**Requirement:**
Set the data down again, exactly as it reads, but without the pictures.
-- start Given information --
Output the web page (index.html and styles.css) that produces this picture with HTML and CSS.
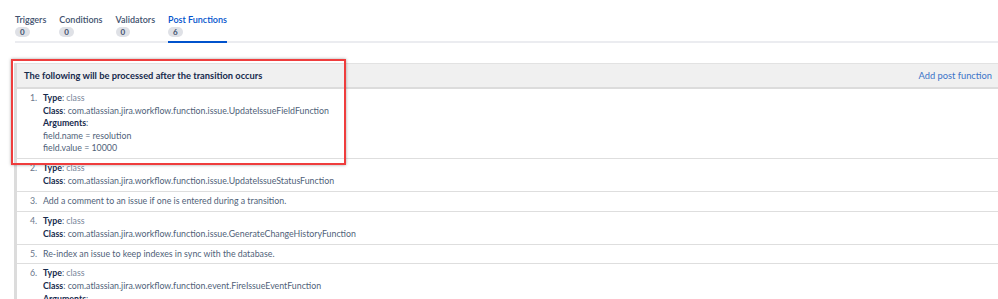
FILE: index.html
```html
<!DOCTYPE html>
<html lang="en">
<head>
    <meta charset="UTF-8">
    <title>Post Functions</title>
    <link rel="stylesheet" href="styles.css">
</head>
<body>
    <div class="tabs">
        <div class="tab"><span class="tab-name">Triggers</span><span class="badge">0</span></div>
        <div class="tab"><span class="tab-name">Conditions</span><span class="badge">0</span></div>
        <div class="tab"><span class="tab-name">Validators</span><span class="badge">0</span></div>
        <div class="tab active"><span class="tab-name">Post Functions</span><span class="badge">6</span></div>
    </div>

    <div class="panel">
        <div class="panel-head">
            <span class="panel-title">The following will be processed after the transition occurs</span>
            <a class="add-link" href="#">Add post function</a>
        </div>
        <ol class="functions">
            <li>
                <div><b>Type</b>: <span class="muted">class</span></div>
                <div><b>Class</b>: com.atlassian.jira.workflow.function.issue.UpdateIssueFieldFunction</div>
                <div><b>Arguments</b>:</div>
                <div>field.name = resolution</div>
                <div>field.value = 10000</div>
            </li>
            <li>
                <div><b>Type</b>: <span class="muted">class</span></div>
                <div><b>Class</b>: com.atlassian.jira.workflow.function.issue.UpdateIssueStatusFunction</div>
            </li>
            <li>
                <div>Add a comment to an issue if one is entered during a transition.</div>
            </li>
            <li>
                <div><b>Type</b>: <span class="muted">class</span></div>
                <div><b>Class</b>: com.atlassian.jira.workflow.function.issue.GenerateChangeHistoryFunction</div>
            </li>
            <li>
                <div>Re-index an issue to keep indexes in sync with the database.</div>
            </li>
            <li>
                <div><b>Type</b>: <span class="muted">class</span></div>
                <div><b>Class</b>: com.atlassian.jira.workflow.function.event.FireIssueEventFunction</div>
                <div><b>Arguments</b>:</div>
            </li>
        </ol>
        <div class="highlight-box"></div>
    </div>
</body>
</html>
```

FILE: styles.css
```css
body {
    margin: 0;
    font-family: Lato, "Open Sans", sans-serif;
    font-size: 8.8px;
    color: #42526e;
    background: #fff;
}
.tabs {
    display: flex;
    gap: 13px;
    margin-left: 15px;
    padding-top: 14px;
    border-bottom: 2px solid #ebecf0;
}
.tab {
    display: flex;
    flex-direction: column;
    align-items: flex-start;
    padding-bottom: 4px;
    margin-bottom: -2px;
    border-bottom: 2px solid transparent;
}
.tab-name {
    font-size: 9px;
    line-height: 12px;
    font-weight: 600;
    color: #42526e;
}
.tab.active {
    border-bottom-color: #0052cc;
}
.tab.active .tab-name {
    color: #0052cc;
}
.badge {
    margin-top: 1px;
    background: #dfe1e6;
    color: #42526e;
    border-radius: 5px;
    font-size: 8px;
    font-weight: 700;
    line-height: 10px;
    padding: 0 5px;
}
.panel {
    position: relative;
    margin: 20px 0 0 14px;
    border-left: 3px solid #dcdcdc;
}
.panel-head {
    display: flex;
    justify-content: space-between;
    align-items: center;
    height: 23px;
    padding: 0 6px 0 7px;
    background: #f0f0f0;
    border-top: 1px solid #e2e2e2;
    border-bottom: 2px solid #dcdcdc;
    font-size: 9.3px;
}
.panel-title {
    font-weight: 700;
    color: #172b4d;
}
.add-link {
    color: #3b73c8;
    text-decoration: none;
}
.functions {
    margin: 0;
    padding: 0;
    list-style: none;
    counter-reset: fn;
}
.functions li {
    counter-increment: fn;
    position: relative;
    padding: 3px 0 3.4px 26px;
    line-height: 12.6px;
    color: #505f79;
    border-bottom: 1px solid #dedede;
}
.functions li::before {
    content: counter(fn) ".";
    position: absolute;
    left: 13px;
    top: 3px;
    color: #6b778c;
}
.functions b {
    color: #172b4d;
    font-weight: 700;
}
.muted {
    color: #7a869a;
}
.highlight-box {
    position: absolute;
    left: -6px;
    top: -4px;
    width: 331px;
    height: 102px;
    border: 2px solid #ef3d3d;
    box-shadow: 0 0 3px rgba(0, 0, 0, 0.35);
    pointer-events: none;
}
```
-- end Given information --
**Task result:**
Output the web page (index.html and styles.css) that produces this picture with HTML and CSS.
FILE: index.html
```html
<!DOCTYPE html>
<html lang="en">
<head>
    <meta charset="UTF-8">
    <title>Post Functions</title>
    <link rel="stylesheet" href="styles.css">
</head>
<body>
    <div class="tabs">
        <div class="tab"><span class="tab-name">Triggers</span><span class="badge">0</span></div>
        <div class="tab"><span class="tab-name">Conditions</span><span class="badge">0</span></div>
        <div class="tab"><span class="tab-name">Validators</span><span class="badge">0</span></div>
        <div class="tab active"><span class="tab-name">Post Functions</span><span class="badge">6</span></div>
    </div>

    <div class="panel">
        <div class="panel-head">
            <span class="panel-title">The following will be processed after the transition occurs</span>
            <a class="add-link" href="#">Add post function</a>
        </div>
        <ol class="functions">
            <li>
                <div><b>Type</b>: <span class="muted">class</span></div>
                <div><b>Class</b>: com.atlassian.jira.workflow.function.issue.UpdateIssueFieldFunction</div>
                <div><b>Arguments</b>:</div>
                <div>field.name = resolution</div>
                <div>field.value = 10000</div>
            </li>
            <li>
                <div><b>Type</b>: <span class="muted">class</span></div>
                <div><b>Class</b>: com.atlassian.jira.workflow.function.issue.UpdateIssueStatusFunction</div>
            </li>
            <li>
                <div>Add a comment to an issue if one is entered during a transition.</div>
            </li>
            <li>
                <div><b>Type</b>: <span class="muted">class</span></div>
                <div><b>Class</b>: com.atlassian.jira.workflow.function.issue.GenerateChangeHistoryFunction</div>
            </li>
            <li>
                <div>Re-index an issue to keep indexes in sync with the database.</div>
            </li>
            <li>
                <div><b>Type</b>: <span class="muted">class</span></div>
                <div><b>Class</b>: com.atlassian.jira.workflow.function.event.FireIssueEventFunction</div>
                <div><b>Arguments</b>:</div>
            </li>
        </ol>
        <div class="highlight-box"></div>
    </div>
</body>
</html>
```

FILE: styles.css
```css
body {
    margin: 0;
    font-family: Lato, "Open Sans", sans-serif;
    font-size: 8.8px;
    color: #42526e;
    background: #fff;
}
.tabs {
    display: flex;
    gap: 13px;
    margin-left: 15px;
    padding-top: 14px;
    border-bottom: 2px solid #ebecf0;
}
.tab {
    display: flex;
    flex-direction: column;
    align-items: flex-start;
    padding-bottom: 4px;
    margin-bottom: -2px;
    border-bottom: 2px solid transparent;
}
.tab-name {
    font-size: 9px;
    line-height: 12px;
    font-weight: 600;
    color: #42526e;
}
.tab.active {
    border-bottom-color: #0052cc;
}
.tab.active .tab-name {
    color: #0052cc;
}
.badge {
    margin-top: 1px;
    background: #dfe1e6;
    color: #42526e;
    border-radius: 5px;
    font-size: 8px;
    font-weight: 700;
    line-height: 10px;
    padding: 0 5px;
}
.panel {
    position: relative;
    margin: 20px 0 0 14px;
    border-left: 3px solid #dcdcdc;
}
.panel-head {
    display: flex;
    justify-content: space-between;
    align-items: center;
    height: 23px;
    padding: 0 6px 0 7px;
    background: #f0f0f0;
    border-top: 1px solid #e2e2e2;
    border-bottom: 2px solid #dcdcdc;
    font-size: 9.3px;
}
.panel-title {
    font-weight: 700;
    color: #172b4d;
}
.add-link {
    color: #3b73c8;
    text-decoration: none;
}
.functions {
    margin: 0;
    padding: 0;
    list-style: none;
    counter-reset: fn;
}
.functions li {
    counter-increment: fn;
    position: relative;
    padding: 3px 0 3.4px 26px;
    line-height: 12.6px;
    color: #505f79;
    border-bottom: 1px solid #dedede;
}
.functions li::before {
    content: counter(fn) ".";
    position: absolute;
    left: 13px;
    top: 3px;
    color: #6b778c;
}
.functions b {
    color: #172b4d;
    font-weight: 700;
}
.muted {
    color: #7a869a;
}
.highlight-box {
    position: absolute;
    left: -6px;
    top: -4px;
    width: 331px;
    height: 102px;
    border: 2px solid #ef3d3d;
    box-shadow: 0 0 3px rgba(0, 0, 0, 0.35);
    pointer-events: none;
}
```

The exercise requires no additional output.